Moral absolutism regards actions as inherently or inarguably moral or immoral. Moral absolutists might, for example, judge slavery or childhood female genital mutilation to be absolutely and inarguably immoral regardless of the beliefs and goals of a culture that engages in these practices.
In a minority of cases, moral absolutism is taken to the more constrained position that actions are moral or immoral regardless of the circumstances in which they occur. Lying, for instance, would always be immoral, even if done to promote some other good (e.g., saving a life). This rare view of moral absolutism might be contrasted with moral consequentialism—the view that the morality of an action depends on the context or consequences of that action.
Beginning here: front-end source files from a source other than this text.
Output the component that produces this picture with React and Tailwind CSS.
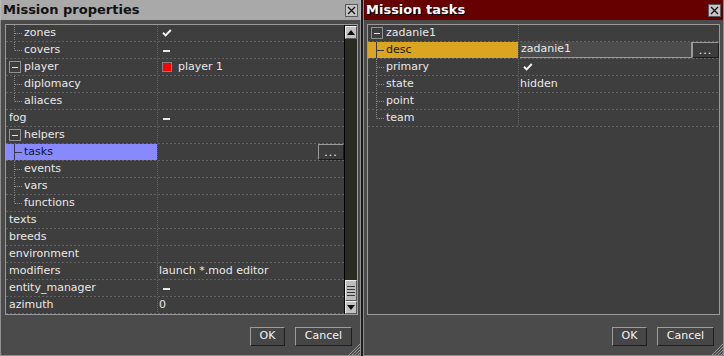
import React from "react";

const dashH =
  "h-px shrink-0 bg-[repeating-linear-gradient(90deg,#626262_0_2px,transparent_2px_4px)]";
const dashV =
  "w-px shrink-0 self-stretch bg-[repeating-linear-gradient(180deg,#626262_0_1px,transparent_1px_2px)]";

function Check() {
  return (
    <svg width="10" height="8" viewBox="0 0 10 8" className="ml-[3px] shrink-0">
      <path d="M1 3.8 L3.6 6.4 L8.8 1" stroke="#f2f2f2" strokeWidth="2" fill="none" />
    </svg>
  );
}

function Dash() {
  return <span className="ml-[4px] mt-[1px] w-[7px] h-[2px] bg-[#e8e8e8] shrink-0" />;
}

function Tree({ last, sel }) {
  const c = sel ? "#3a3a44" : "#8a8a8a";
  const d = sel ? undefined : "1 1";
  return (
    <svg width="18" height="16" className="shrink-0">
      <line x1="8.5" y1="0" x2="8.5" y2={last ? 8.5 : 16} stroke={c} strokeDasharray={d} />
      <line x1="9" y1="8.5" x2="16" y2="8.5" stroke={c} strokeDasharray={d} />
    </svg>
  );
}

function Box() {
  return (
    <svg width="12" height="12" className="ml-[3px] mr-[3px] shrink-0">
      <rect x="0.5" y="0.5" width="11" height="11" fill="none" stroke="#e4e4e4" strokeDasharray="1 1" />
      <line x1="3" y1="6.5" x2="9" y2="6.5" stroke="#e4e4e4" />
    </svg>
  );
}

function Row({ nameW, kind, name, sel, value }) {
  return (
    <>
      <div className="flex h-[16px] shrink-0">
        <div className={`flex items-center shrink-0 ${nameW} ${sel ? sel : ""}`}>
          {kind === "top" && <span className="pl-[3px]">{name}</span>}
          {kind === "box" && (
            <>
              <Box />
              <span>{name}</span>
            </>
          )}
          {(kind === "mid" || kind === "last") && (
            <>
              <Tree last={kind === "last"} sel={!!sel} />
              <span>{name}</span>
            </>
          )}
        </div>
        <div className={dashV} />
        <div className="flex flex-1 items-center min-w-0 pl-[1px]">{value}</div>
      </div>
      <div className={dashH} />
    </>
  );
}

function DotsBtn({ w }) {
  return (
    <div
      className={`ml-auto flex items-end justify-center ${w} h-[16px] pb-[1px] bg-[#3c3c3c] border border-t-[#9a9a9a] border-l-[#9a9a9a] border-b-[#1c1c1c] border-r-[#1c1c1c] text-[#f0f0f0] leading-none tracking-[1px]`}
    >
      ...
    </div>
  );
}

function Btn({ children, w }) {
  return (
    <div
      className={`flex items-center justify-center h-[19px] ${w} bg-[#464646] border border-t-[#9c9c9c] border-l-[#9c9c9c] border-b-[#1e1e1e] border-r-[#1e1e1e] text-[#f2f2f2]`}
    >
      {children}
    </div>
  );
}

function CloseBtn() {
  return (
    <div className="flex items-center justify-center w-[13px] h-[13px] bg-[#c6c6c6] border border-[#5a5a5a]">
      <svg width="9" height="9" viewBox="0 0 9 9">
        <path d="M1 1 L8 8 M8 1 L1 8" stroke="#101010" strokeWidth="1.3" />
      </svg>
    </div>
  );
}

function Grip() {
  return (
    <svg width="13" height="13" className="absolute bottom-0 right-0">
      <path d="M12 1 L1 12 M12 4 L4 12 M12 7 L7 12 M12 10 L10 12" stroke="#9a9a9a" strokeWidth="1" />
    </svg>
  );
}

function ScrollArrow({ down }) {
  return (
    <div className="flex items-center justify-center h-[13px] shrink-0 bg-[#c2c2c2] border border-t-[#f0f0f0] border-l-[#f0f0f0] border-b-[#5a5a5a] border-r-[#5a5a5a]">
      <svg width="8" height="5" viewBox="0 0 8 5">
        {down ? <path d="M0 0 H8 L4 5 Z" fill="#101010" /> : <path d="M0 5 H8 L4 0 Z" fill="#101010" />}
      </svg>
    </div>
  );
}

function Scrollbar() {
  return (
    <div className="flex flex-col w-[13px] shrink-0 bg-[#2a2b23] border-l border-black pt-px">
      <ScrollArrow />
      <div className="flex-1" />
      <div className="flex flex-col justify-center gap-[2px] h-[21px] shrink-0 bg-[#bcbcbc] border border-t-[#eeeeee] border-l-[#eeeeee] border-b-[#5a5a5a] border-r-[#5a5a5a] px-[1px]">
        <div className="h-px bg-[#3a3a3a]" />
        <div className="h-px bg-[#3a3a3a]" />
        <div className="h-px bg-[#3a3a3a]" />
        <div className="h-px bg-[#3a3a3a]" />
      </div>
      <ScrollArrow down />
    </div>
  );
}

const leftRows = [
  { kind: "mid", name: "zones", value: <Check /> },
  { kind: "last", name: "covers", value: <Dash /> },
  {
    kind: "box",
    name: "player",
    value: (
      <>
        <span className="ml-[3px] w-[10px] h-[10px] bg-[#ff0000] border border-[#808080] shrink-0" />
        <span className="ml-[6px]">player 1</span>
      </>
    ),
  },
  { kind: "mid", name: "diplomacy" },
  { kind: "last", name: "aliaces" },
  { kind: "top", name: "fog", value: <Dash /> },
  { kind: "box", name: "helpers" },
  { kind: "mid", name: "tasks", sel: "bg-[#8888ff] text-[#141414]", value: <DotsBtn w="w-[26px]" /> },
  { kind: "mid", name: "events" },
  { kind: "mid", name: "vars" },
  { kind: "last", name: "functions" },
  { kind: "top", name: "texts" },
  { kind: "top", name: "breeds" },
  { kind: "top", name: "environment" },
  { kind: "top", name: "modifiers", value: <span>launch *.mod editor</span> },
  { kind: "top", name: "entity_manager", value: <Dash /> },
  { kind: "top", name: "azimuth", value: <span>0</span> },
];

const rightRows = [
  { kind: "box", name: "zadanie1" },
  {
    kind: "mid",
    name: "desc",
    sel: "bg-[#daa520] text-[#141414]",
    value: (
      <>
        <div className="flex items-center h-[16px] flex-1 bg-[#4c4c4c] border-b border-r border-[#9a9a9a] pl-[1px]">
          zadanie1
        </div>
        <DotsBtn w="w-[27px]" />
      </>
    ),
  },
  { kind: "mid", name: "primary", value: <Check /> },
  { kind: "mid", name: "state", value: <span>hidden</span> },
  { kind: "mid", name: "point" },
  { kind: "last", name: "team" },
];

export default function App() {
  return (
    <div className="flex w-[724px] h-[356px] bg-[#1c1c1c] font-['DejaVu_Sans',sans-serif] text-[11px] text-[#e8e8e8] overflow-hidden">
      {/* Left window */}
      <div className="relative flex flex-col w-[361px] h-full shrink-0">
        <div className="flex items-center justify-between h-[20px] shrink-0 bg-[#a9a9a9] border-l border-r border-[#b8b8b8] pl-[2px] pr-[2px]">
          <span className="text-[13px] font-bold text-[#121212]">Mission properties</span>
          <CloseBtn />
        </div>
        <div className="flex flex-col flex-1 bg-[#4b4b4b] border-l border-r border-b border-[#909090] pl-[4px] pr-[2px] pt-[4px]">
          <div className="flex h-[291px] shrink-0 bg-[#3e3e3e] border border-[#9a9a9a]">
            <div className="flex flex-col flex-1 min-w-0">
              {leftRows.map((r) => (
                <Row key={r.name} nameW="w-[151px]" {...r} />
              ))}
            </div>
            <Scrollbar />
          </div>
          <div className="flex justify-end gap-[10px] pt-[12px] pr-[6px]">
            <Btn w="w-[35px]">OK</Btn>
            <Btn w="w-[57px]">Cancel</Btn>
          </div>
        </div>
        <Grip />
      </div>

      {/* Right window */}
      <div className="relative flex flex-col w-[361px] h-full shrink-0 ml-[2px]">
        <div className="flex items-center justify-between h-[20px] shrink-0 bg-[#660000] border-l border-r border-[#8a8a8a] pl-[2px] pr-[2px]">
          <span className="text-[13px] font-bold text-white [text-shadow:1px_1px_0_#000]">Mission tasks</span>
          <CloseBtn />
        </div>
        <div className="flex flex-col flex-1 bg-[#4b4b4b] border-l border-r border-b border-[#909090] pl-[3px] pr-[3px] pt-[4px]">
          <div className="flex flex-col h-[291px] shrink-0 bg-[#3e3e3e] border border-[#9a9a9a]">
            {rightRows.map((r) => (
              <Row key={r.name} nameW="w-[150px]" {...r} />
            ))}
          </div>
          <div className="flex justify-end gap-[10px] pt-[12px] pr-[6px]">
            <Btn w="w-[35px]">OK</Btn>
            <Btn w="w-[57px]">Cancel</Btn>
          </div>
        </div>
        <Grip />
      </div>
    </div>
  );
}
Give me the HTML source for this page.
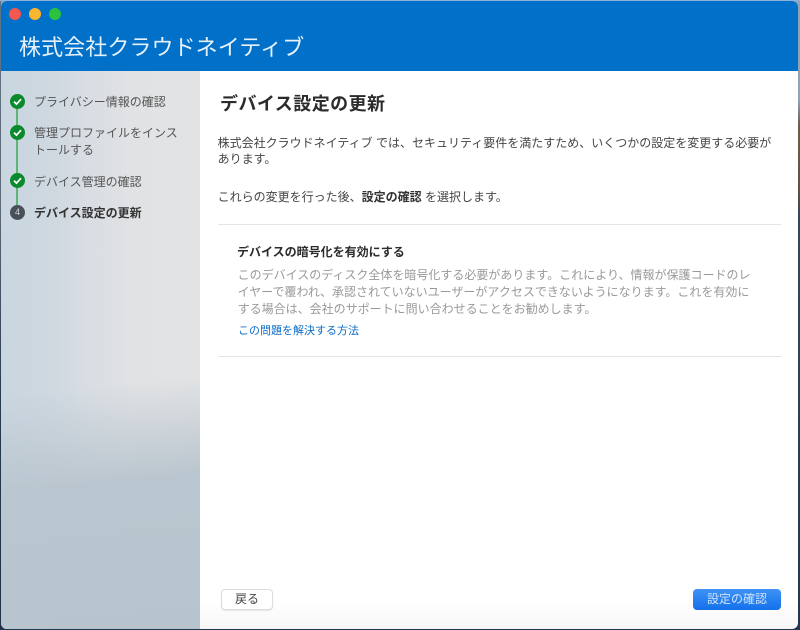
<!DOCTYPE html>
<html lang="ja"><head><meta charset="utf-8"><style>
html,body{margin:0;padding:0}
body{width:800px;height:630px;overflow:hidden;position:relative;background:linear-gradient(180deg,#90a4b8 0,#90a4b8 100px,#6d5c4a 125px,#5f5244 190px,#34475c 215px,#22364d 630px);font-family:"Liberation Sans","Noto Sans CJK JP",sans-serif;color:#333}
.a{position:absolute;white-space:nowrap}
#top{position:absolute;left:0;top:0;width:800px;height:1px;background:#8db3d9}
#lft{position:absolute;left:0;top:1px;width:1px;height:629px;background:linear-gradient(180deg,#5f7488 0,#5f6a78 200px,#263a52 400px,#1f3148 100%)}
#win{position:absolute;left:1px;top:1px;width:797px;height:628px;border-radius:6px;overflow:hidden;background:linear-gradient(180deg,#fff 0,#fff 600px,#f6f6f6 628px);filter:blur(.3px)}
#hd{position:absolute;left:0;top:0;width:797px;height:70px;background:#0070c9}
.dot{position:absolute;top:7px;width:12px;height:12px;border-radius:50%}
#side{position:absolute;left:0;top:70px;width:199px;height:558px;background:linear-gradient(174deg,rgba(186,198,207,0) 0,rgba(186,198,207,0) 56%,#bac6cf 73%,#b7c4ce 100%),linear-gradient(90deg,#c9d6e0 0,#ced8e0 25%,#d9dee3 45%,#e0e2e4 65%,#e2e3e4 80%)}
.t{font-size:12px;line-height:17px;color:#555}
.c{position:absolute;width:15px;height:15px;border-radius:50%;background:#0a8a2c}
.ln{position:absolute;left:15px;width:2px;background:#5fb573}
</style></head><body>
<div id="top"></div><div id="lft"></div>
<div id="win">
<div id="hd">
<div class="dot" style="left:8px;background:#f4574e"></div>
<div class="dot" style="left:28px;background:#fbb62d"></div>
<div class="dot" style="left:48px;background:#2cc23f"></div>
<div class="a" style="left:18px;top:30px;font-size:22px;line-height:34px;letter-spacing:.08px;color:#e6f1fa;font-weight:400">株式会社クラウドネイティブ</div>
</div>
<div id="side"></div>
<div class="ln" style="top:107px;height:18px"></div>
<div class="ln" style="top:138px;height:35px"></div>
<div class="ln" style="top:186px;height:19px"></div>
<div class="c" style="left:9px;top:93px"><svg width="15" height="15" viewBox="0 0 15 15"><path d="M4 7.6l2.5 2.5L11 5.2" fill="none" stroke="#fff" stroke-width="1.7"/></svg></div>
<div class="c" style="left:9px;top:124px"><svg width="15" height="15" viewBox="0 0 15 15"><path d="M4 7.6l2.5 2.5L11 5.2" fill="none" stroke="#fff" stroke-width="1.7"/></svg></div>
<div class="c" style="left:9px;top:172px"><svg width="15" height="15" viewBox="0 0 15 15"><path d="M4 7.6l2.5 2.5L11 5.2" fill="none" stroke="#fff" stroke-width="1.7"/></svg></div>
<div class="c" style="left:9px;top:204px;background:#4a5059;color:#d8dade;font-size:9px;line-height:15px;text-align:center">4</div>
<div class="a t" style="left:33px;top:93px">プライバシー情報の確認</div>
<div class="a t" style="left:33px;top:124px">管理プロファイルをインス<br>トールする</div>
<div class="a t" style="left:33px;top:173px">デバイス管理の確認</div>
<div class="a t" style="left:33px;top:204px;font-weight:700;color:#333">デバイス設定の更新</div>

<div class="a" style="left:219px;top:90px;font-size:18px;line-height:26px;letter-spacing:.45px;font-weight:700;color:#2b2b2b">デバイス設定の更新</div>
<div class="a t" style="left:216.6px;top:134px;color:#444;line-height:16px">株式会社クラウドネイティブ では、セキュリティ要件を満たすため、いくつかの設定を変更する必要が<br>あります。</div>
<div class="a t" style="left:216.6px;top:187.5px;color:#444">これらの変更を行った後、<b style="color:#333">設定の確認</b> を選択します。</div>
<div class="a" style="left:217px;top:223px;width:563px;height:1px;background:#e4e4e4"></div>
<div class="a t" style="left:236px;top:243px;font-weight:700;color:#2b2b2b">デバイスの暗号化を有効にする</div>
<div class="a t" style="left:236.6px;top:265.5px;color:#999">このデバイスのディスク全体を暗号化する必要があります。これにより、情報が保護コードのレ<br>イヤーで覆われ、承認されていないユーザーがアクセスできないようになります。これを有効に<br>する場合は、会社のサポートに問い合わせることをお勧めします。</div>
<div class="a" style="left:237px;top:322px;font-size:11px;line-height:17px;color:#0a6cc4">この問題を解決する方法</div>
<div class="a" style="left:217px;top:355px;width:563px;height:1px;background:#e4e4e4"></div>

<div class="a" style="left:220px;top:588px;width:50px;height:19px;border:1px solid #dcdcdc;border-radius:4px;background:#fff;box-shadow:0 1px 1px rgba(0,0,0,.08);font-size:12px;line-height:19px;text-align:center;color:#444">戻る</div>
<div class="a" style="left:692px;top:588px;width:88px;height:21px;border-radius:4px;background:linear-gradient(180deg,#3f93f5,#1270ea);font-size:12px;line-height:21px;text-align:center;color:#cfe3fb">設定の確認</div>
</div>
</body></html>
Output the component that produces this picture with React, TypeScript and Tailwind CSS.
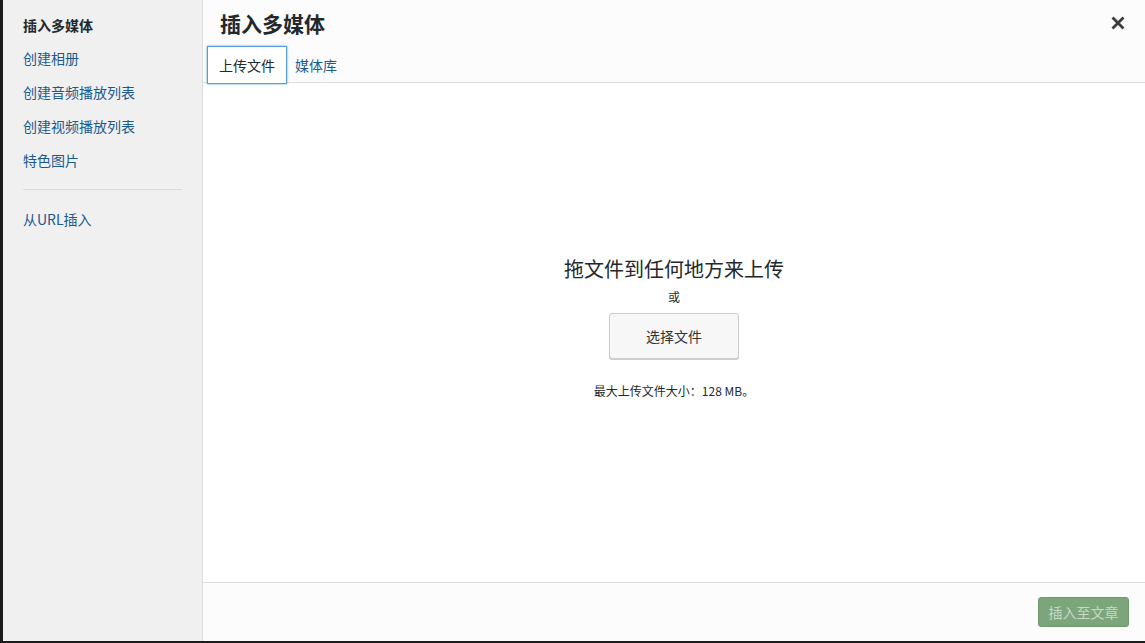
import { useState } from 'react';

const font = { fontFamily: '"Noto Sans CJK SC", "Liberation Sans", sans-serif' };

const menuItems = ['创建相册', '创建音频播放列表', '创建视频播放列表', '特色图片'];

function CloseIcon() {
  return (
    <svg width="14" height="14" viewBox="0 0 14 14" aria-hidden="true">
      <path d="M2.5 2.5 L11.5 11.5 M11.5 2.5 L2.5 11.5" stroke="#3c3c3c" strokeWidth="2.8" strokeLinecap="square" />
    </svg>
  );
}

export default function App() {
  const [tab, setTab] = useState<'upload' | 'library'>('upload');

  return (
    <div className="flex h-[643px] w-full bg-[#1b1b1b] pb-[2px] pl-[3px]" style={font}>
      {/* 侧边菜单 */}
      <aside className="flex w-[200px] shrink-0 flex-col border-r border-[#dcdcdc] bg-[#f0f0f0] pt-[14px]">
        <div className="px-[20px] text-[14px] font-semibold leading-[22px] text-[#23282d]">插入多媒体</div>
        {menuItems.map((item, i) => (
          <a
            key={item}
            href="#"
            className={(i === 0 ? 'mt-[11px]' : 'mt-[12px]') + ' px-[20px] text-[14px] leading-[22px] text-[#1a5a8f]'}
          >
            {item}
          </a>
        ))}
        <div className="mx-[20px] mt-[18px] border-t border-[#dcdcdc]" />
        <a href="#" className="mt-[18px] px-[20px] text-[14px] leading-[22px] text-[#1a5a8f]">
          从URL插入
        </a>
      </aside>

      {/* 主区域 */}
      <main className="flex min-w-0 flex-1 flex-col bg-white">
        <header className="relative h-[83px] shrink-0 border-b border-[#dddddd] bg-[#fcfcfc]">
          <h1 className="px-[17px] text-[21px] font-semibold leading-[46px] text-[#23282d]">插入多媒体</h1>
          <button className="absolute right-[20px] top-[16px] flex h-[14px] w-[14px] items-center justify-center">
            <CloseIcon />
          </button>
          <nav className="flex items-stretch pl-[4px]">
            <button
              onClick={() => setTab('upload')}
              className={
                tab === 'upload'
                  ? 'relative z-10 h-[38px] border border-[#5b9dd9] bg-white px-[11px] text-[14px] text-[#23282d] shadow-[0_0_2px_rgba(30,140,190,0.8)]'
                  : 'h-[38px] border border-transparent px-[7px] text-[14px] text-[#1a5a8f]'
              }
            >
              上传文件
            </button>
            <button
              onClick={() => setTab('library')}
              className={
                tab === 'library'
                  ? 'relative z-10 h-[38px] border border-[#5b9dd9] bg-white px-[11px] text-[14px] text-[#23282d] shadow-[0_0_2px_rgba(30,140,190,0.8)]'
                  : 'h-[38px] border border-transparent px-[7px] text-[14px] text-[#1a5a8f]'
              }
            >
              媒体库
            </button>
          </nav>
        </header>

        <section className="flex flex-1 flex-col items-center pt-[172px]">
          <p className="text-[20px] leading-[28px] text-[#23282d]">拖文件到任何地方来上传</p>
          <p className="mt-[5px] text-[12px] leading-[18px] text-[#23282d]">或</p>
          <button className="mt-[7px] h-[46px] w-[130px] rounded-[3px] border border-[#cccccc] bg-[#f7f7f7] text-[14px] text-[#333] shadow-[0_1px_0_#cccccc]">
            选择文件
          </button>
          <p className="mt-[24px] text-[12px] leading-[16px] text-[#23282d]">最大上传文件大小：128 MB。</p>
        </section>

        <footer className="flex h-[59px] shrink-0 items-center justify-end border-t border-[#dddddd] bg-[#fcfcfc] pr-[16px]">
          <button
            disabled
            className="h-[30px] w-[91px] rounded-[3px] border border-[#6f9a6e] bg-[#7da57c] text-[14px] text-[#c4dac3]"
          >
            插入至文章
          </button>
        </footer>
      </main>
    </div>
  );
}
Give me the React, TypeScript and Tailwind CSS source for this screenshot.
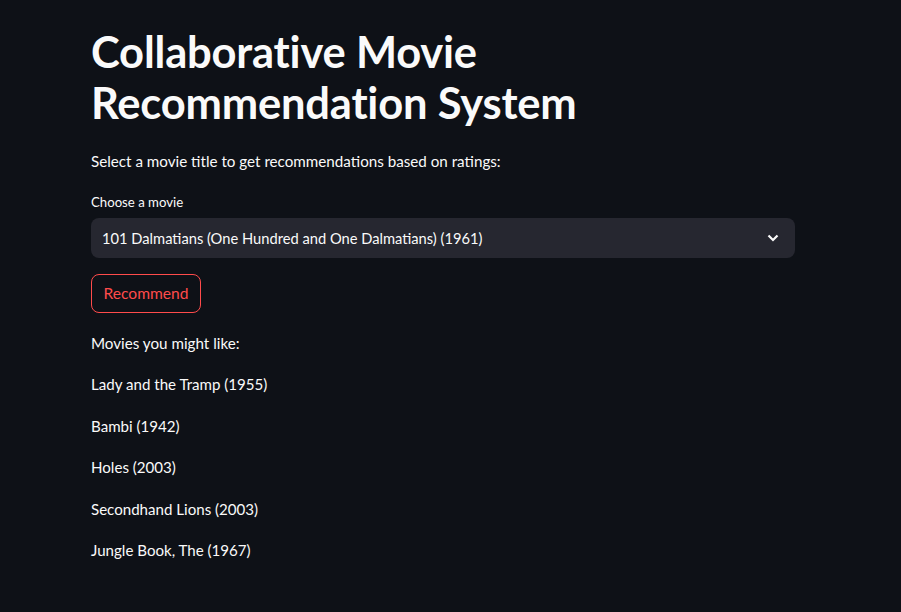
import React from "react";

const movies = [
  "Lady and the Tramp (1955)",
  "Bambi (1942)",
  "Holes (2003)",
  "Secondhand Lions (2003)",
  "Jungle Book, The (1967)",
];

export default function App() {
  return (
    <div
      className="min-h-[612px] w-full bg-[#0e1117] text-[#fafafa]"
      style={{ fontFamily: "Lato, 'Noto Sans', sans-serif" }}
    >
      <div className="ml-[91px] w-[704px] pt-[26px]">
        <h1 className="text-[43.5px] font-bold leading-[51px] tracking-[-0.2px]">
          Collaborative Movie
          <br />
          Recommendation System
        </h1>
        <p className="mt-[21px] text-[15.2px] leading-[24px]">
          Select a movie title to get recommendations based on ratings:
        </p>
        <div className="mt-[19px] text-[13.2px] leading-[21px]">Choose a movie</div>
        <div className="mt-[5px] flex h-[40px] items-center justify-between rounded-[8px] bg-[#262730] pl-[11px] pr-[16px]">
          <span className="text-[14.7px] leading-[24px]">
            101 Dalmatians (One Hundred and One Dalmatians) (1961)
          </span>
          <svg width="12" height="8" viewBox="0 0 12 8">
            <polyline
              points="1.5,1.5 6,6 10.5,1.5"
              fill="none"
              stroke="#fafafa"
              strokeWidth="2.2"
            />
          </svg>
        </div>
        <button className="mt-[16px] flex h-[39px] w-[110px] items-center justify-center rounded-[8px] border border-[#ff4b4b] text-[15.6px] text-[#ff4b4b]">
          Recommend
        </button>
        <p className="mt-[18px] text-[15.2px] leading-[24px]">Movies you might like:</p>
        <div className="mt-[17px] flex flex-col gap-[17.5px]">
          {movies.map((m) => (
            <p key={m} className="text-[15.1px] leading-[24px]">
              {m}
            </p>
          ))}
        </div>
      </div>
    </div>
  );
}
Modern human rights theory is a form of moral absolutism, usually based on the nature of humanity and the essence of human nature. One such theory was constructed by John Rawls in his A Theory of Justice.
Many religions have morally absolutist positions, regarding the system of morality as having been set by the deity or deities. They therefore regard such a moral system as absolute, (usually) perfect, and unchangeable. The philosophy of Objectivism also takes a morally absolutist stance, as it regards the laws of morality to be, like the laws of physics, inherent in the universe itself.
Semi-religious arguments for moral absolutism have to do with the relationship between free will, choice, and morals. Some have argued that without free will, the universe is deterministic and therefore morally uninteresting (i.e., if all moral choices and moral behavior are determined by outside forces, there can be no need for any person to ponder morality). Therefore, if we believe in free will, it stands to reason that the universe is inherently structured to allow moral behavior; indeed, this feature may be somehow integral to the universe's reason for being. A softer, but equally valid, line of reasoning is that the universe needs to permit us to have choices, but leaves the concerns of those choices (and their consequences) up to the people making them. In this case, moral absolutism is a subjective decision (i.e., free will must, by definition, include the freedom to choose what is moral).
These views are generally not accepted by those who deny free will. Some, in fact, deny free will and still accept moral absolutism—and argue that these two beliefs are inextricably tied.
The philosopher Immanuel Kant was a promoter of moral absolutism.